Gero Miesenböck, MD
Before coming to Oxford in 2007, Gero Miesenböck held faculty appointments at Memorial Sloan-Kettering Cancer Center and Yale University. Miesenböck studied medicine at the University of Innsbruck in his native Austria and was a postdoctoral fellow with James Rothman.
At the beginning of his independent career, Miesenböck devised and demonstrated the approach now known as optogenetics. He was the first scientist to modify neurons genetically so that their electrical activity could be controlled with light, and he was the first to use this form of optical remote control to insert artificial messages into the brain. These messages can then be fractionated according to their power to evoke perception, action, emotion, or thought, just like a biochemist would purify an enzyme according to its power to reconstitute a reaction. Miesenböck has received many awards for the invention of optogenetics, including the Brain Prize, the Louisa Gross Horwitz Prize, the Shaw Prize, and the Japan Prize. He is a member of the Austrian and German Academies of Science and a Fellow of the Royal Society.
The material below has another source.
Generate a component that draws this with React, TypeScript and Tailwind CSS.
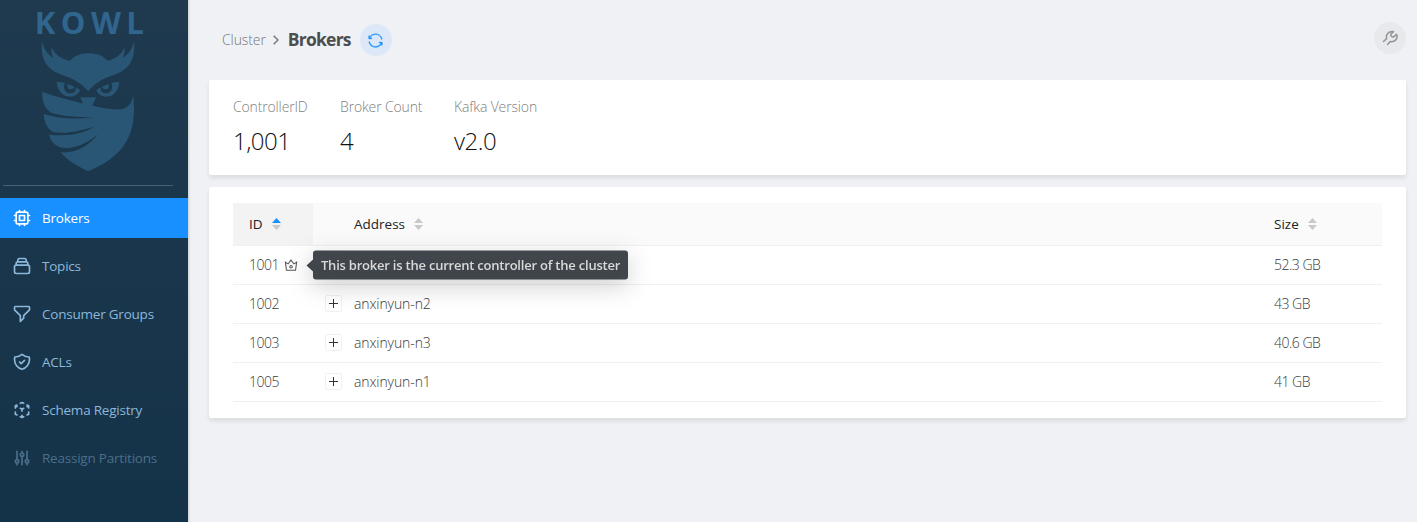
import type { ReactNode } from "react";
import {
  HiOutlineChip,
  HiOutlineCollection,
  HiOutlineFilter,
  HiOutlineShieldCheck,
  HiOutlineCubeTransparent,
  HiOutlineAdjustments,
} from "react-icons/hi";
import { AiOutlineCrown } from "react-icons/ai";
import { GoSync } from "react-icons/go";

function Owl() {
  return (
    <svg className="h-[132px] w-[96px]" viewBox="120 120 288 396" fill="#2a5675">
      <path d="M126 122 C130 146 142 162 160 174 C154 164 153 153 155 142 C164 162 182 178 210 182 C230 154 298 150 322 182 C348 178 366 162 373 142 C375 153 374 164 368 174 C386 162 398 146 402 122 C408 190 380 212 330 229 C300 240 278 256 265 274 C250 256 228 240 198 229 C148 212 120 190 126 122 Z" />
      <path d="M170 246 C180 246 188 247 195 249 C186 266 198 281 212 280 C225 279 229 270 227 262 L240 270 C236 282 225 290 209 290 C187 289 172 271 170 246 Z" />
      <path d="M358 246 C348 246 341 247 334 249 C342 266 331 281 317 280 C304 279 301 270 303 262 L289 270 C293 282 304 290 320 290 C342 289 356 271 358 246 Z" />
      <path d="M203 252 L223 260 C220 269 208 270 203 263 Z M326 252 L306 260 C309 269 321 270 326 263 Z" />
      <path d="M127 275 C165 290 205 298 249 311 L241 292 L289 292 L277 317 C310 324 340 329 362 328 C385 325 396 308 400 284 C406 350 400 395 371 437 C344 474 305 496 265 514 C235 500 204 484 182 457 C230 461 270 435 293 403 C260 432 226 446 192 444 C166 440 152 424 147 404 C204 410 252 402 284 379 C240 394 200 402 164 397 C142 389 133 368 131 341 C178 358 238 358 279 352 C230 350 190 350 154 338 C134 325 125 302 127 275 Z" />
    </svg>
  );
}

function NavItem({ icon, label, state }: { icon: ReactNode; label: string; state?: "active" | "disabled" }) {
  const tone =
    state === "active"
      ? "bg-[#1890ff] text-white"
      : state === "disabled"
        ? "text-[#4b6f8b]"
        : "text-[#8cb8db]";
  return (
    <a className={`flex h-10 items-center gap-[10px] pl-3 text-[13.5px] tracking-[-0.22px] ${tone}`}>
      <span className="flex w-5 justify-center text-[20px]">{icon}</span>
      <span className="pt-px whitespace-nowrap">{label}</span>
    </a>
  );
}

function Sorter({ active }: { active?: boolean }) {
  return (
    <svg className="h-[12px] w-[9px]" viewBox="0 0 9 12">
      <path d="M4.5 0 L9 5 H0 Z" fill={active ? "#1890ff" : "#bfbfbf"} opacity={active ? 1 : 0.85} />
      <path d="M4.5 12 L9 7 H0 Z" fill="#bfbfbf" opacity="0.85" />
    </svg>
  );
}

function Stat({ label, value, width }: { label: string; value: string; width: string }) {
  return (
    <div className={`flex flex-col whitespace-nowrap ${width}`}>
      <span className="text-[14px] leading-[22px] font-light tracking-[-0.15px] text-[#808080]">{label}</span>
      <span className="mt-1 text-[24px] leading-[38px] font-light tracking-[-0.5px] text-[#111]">{value}</span>
    </div>
  );
}

function Expand() {
  return (
    <span className="flex size-[17px] items-center justify-center rounded-[2px] border border-[#f0f0f0] bg-white">
      <svg className="size-[9px]" viewBox="0 0 9 9" stroke="#333" strokeWidth="1">
        <path d="M4.5 0V9M0 4.5H9" />
      </svg>
    </span>
  );
}

const columns = "grid grid-cols-[80px_41px_920px_1fr]";

const brokers = [
  { id: "1001", address: "anxinyun-n4", size: "52.3 GB", controller: true },
  { id: "1002", address: "anxinyun-n2", size: "43 GB" },
  { id: "1003", address: "anxinyun-n3", size: "40.6 GB" },
  { id: "1005", address: "anxinyun-n1", size: "41 GB" },
];

function ControllerMark() {
  return (
    <span className="relative ml-1 flex items-center">
      <AiOutlineCrown className="size-4 text-[#555]" />
      <span className="absolute top-1/2 left-[23px] z-10 flex -translate-y-1/2 items-center drop-shadow-[0_6px_12px_rgba(0,0,0,0.2)]">
        <svg className="h-[12px] w-[7px]" viewBox="0 0 7 12" fill="#40454c">
          <path d="M7 0V12L0.5 6Z" />
        </svg>
        <span className="flex h-[29px] w-[315px] items-center rounded-[3px] bg-[#3b4047]/97 pl-2 text-[13px] font-semibold tracking-[-0.22px] whitespace-nowrap text-[#d9d9d9]">
          This broker is the current controller of the cluster
        </span>
      </span>
    </span>
  );
}

export default function App() {
  return (
    <div className="flex h-[522px] w-[1417px] overflow-hidden bg-[#eff1f5] font-['Open_Sans','Noto_Sans',sans-serif]">
      <aside className="flex w-[188px] shrink-0 flex-col bg-linear-to-b from-[#1f3a4f] to-[#143248] shadow-[1px_0_2px_rgba(0,0,0,0.15)]">
        <div className="flex h-[185px] flex-col items-center pr-[12px]">
          <span className="mt-[5px] h-[35px] pl-[8px] text-[31px] leading-[35px] font-bold tracking-[5.4px] text-[#30658d]">KOWL</span>
          <Owl />
        </div>
        <div className="ml-[3px] h-px w-[170px] bg-[#466273]" />
        <nav className="mt-3 flex flex-col gap-2">
          <NavItem icon={<HiOutlineChip />} label="Brokers" state="active" />
          <NavItem icon={<HiOutlineCollection />} label="Topics" />
          <NavItem icon={<HiOutlineFilter />} label="Consumer Groups" />
          <NavItem icon={<HiOutlineShieldCheck />} label="ACLs" />
          <NavItem icon={<HiOutlineCubeTransparent />} label="Schema Registry" />
          <NavItem icon={<HiOutlineAdjustments />} label="Reassign Partitions" state="disabled" />
        </nav>
      </aside>

      <main className="flex grow flex-col pr-[11px] pl-[21px]">
        <header className="flex h-[80px] items-center pl-[13px]">
          <span className="pb-[2px] text-[14px] font-light tracking-[-0.1px] text-[#777]">Cluster</span>
          <svg className="mr-[9px] mb-px ml-[7px] h-[10px] w-[6px]" viewBox="0 0 6 10" fill="none" stroke="#777" strokeWidth="1.5">
            <path d="M0.7 0.8L5 5L0.7 9.2" />
          </svg>
          <h1 className="pb-[2px] text-[17.5px] font-bold tracking-[-0.77px] text-[#4d4d4d]">Brokers</h1>
          <button className="ml-[9px] flex size-8 items-center justify-center rounded-full bg-[#dce8f8] text-[#1890ff]">
            <GoSync className="size-[15px]" stroke="currentColor" strokeWidth="0.5" />
          </button>
          <button className="mb-1 ml-auto flex size-8 items-center justify-center rounded-full bg-[#e8e9ed] text-[#949494]">
            <svg className="size-4" viewBox="0 0 16 16" fill="none" stroke="currentColor" strokeWidth="1.5" strokeLinecap="round" strokeLinejoin="round">
              <path d="M1.5 11.5L4.6 8.6C3.6 4.5 7 .6 11.5 1.6L8.8 4.2C8.6 6 10 7.2 11.6 6.9L14.5 4.4C16.6 8.4 12.6 12.6 8.2 11.6L5.6 14.5" />
            </svg>
          </button>
        </header>

        <section className="flex h-[95px] shrink-0 rounded-[2px] bg-white pt-4 pl-6 shadow-[0_3px_5px_rgba(0,0,0,0.09)]">
          <Stat label="ControllerID" value="1,001" width="w-[107px]" />
          <Stat label="Broker Count" value="4" width="w-[114px]" />
          <Stat label="Kafka Version" value="v2.0" width="w-[110px]" />
        </section>

        <section className="mt-3 h-[231px] shrink-0 rounded-[2px] bg-white px-6 pt-4 shadow-[0_3px_5px_rgba(0,0,0,0.09)]">
          <div className={`${columns} h-[43px] border-b border-[#f0f0f0] bg-[#fafafa] text-[13.5px] font-medium text-[#222]`}>
            <div className="flex items-center gap-[9px] bg-[#f3f3f3] pl-4">
              ID <Sorter active />
            </div>
            <div />
            <div className="flex items-center gap-[9px]">
              Address <Sorter />
            </div>
            <div className="flex items-center gap-[9px]">
              Size <Sorter />
            </div>
          </div>
          {brokers.map((b) => (
            <div key={b.id} className={`${columns} h-[39px] border-b border-[#f0f0f0] text-[14px] font-light text-[#3a3a3a]`}>
              <div className="flex items-center pl-4">
                <span className="w-[30px] pb-[2px] tracking-[-0.5px]">{b.id}</span>
                {b.controller && <ControllerMark />}
              </div>
              <div className="flex items-center pb-px pl-3">
                <Expand />
              </div>
              <div className="flex items-center pb-[2px] tracking-[-0.1px]">{b.address}</div>
              <div className="flex items-center pb-[2px] tracking-[-0.5px]">{b.size}</div>
            </div>
          ))}
        </section>
      </main>
    </div>
  );
}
Miesenböck’s current interest centers on the biological function and neuronal control of sleep. He discovered that sleep-inducing neurons in the fly brain estimate sleep need from the fate of electrons entering the transport chains of their own mitochondria. A redox-sensitive subunit of a voltage-gated potassium channel records the amount of non-enzymatic single-electron reductions of molecular oxygen and converts this signal to the heightened neuronal excitability that drives sleep. This mechanism reveals a deep and direct connection between energy metabolism and sleep, two processes that had previously been implicated only separately and independently in lifespan, aging, and degenerative disease.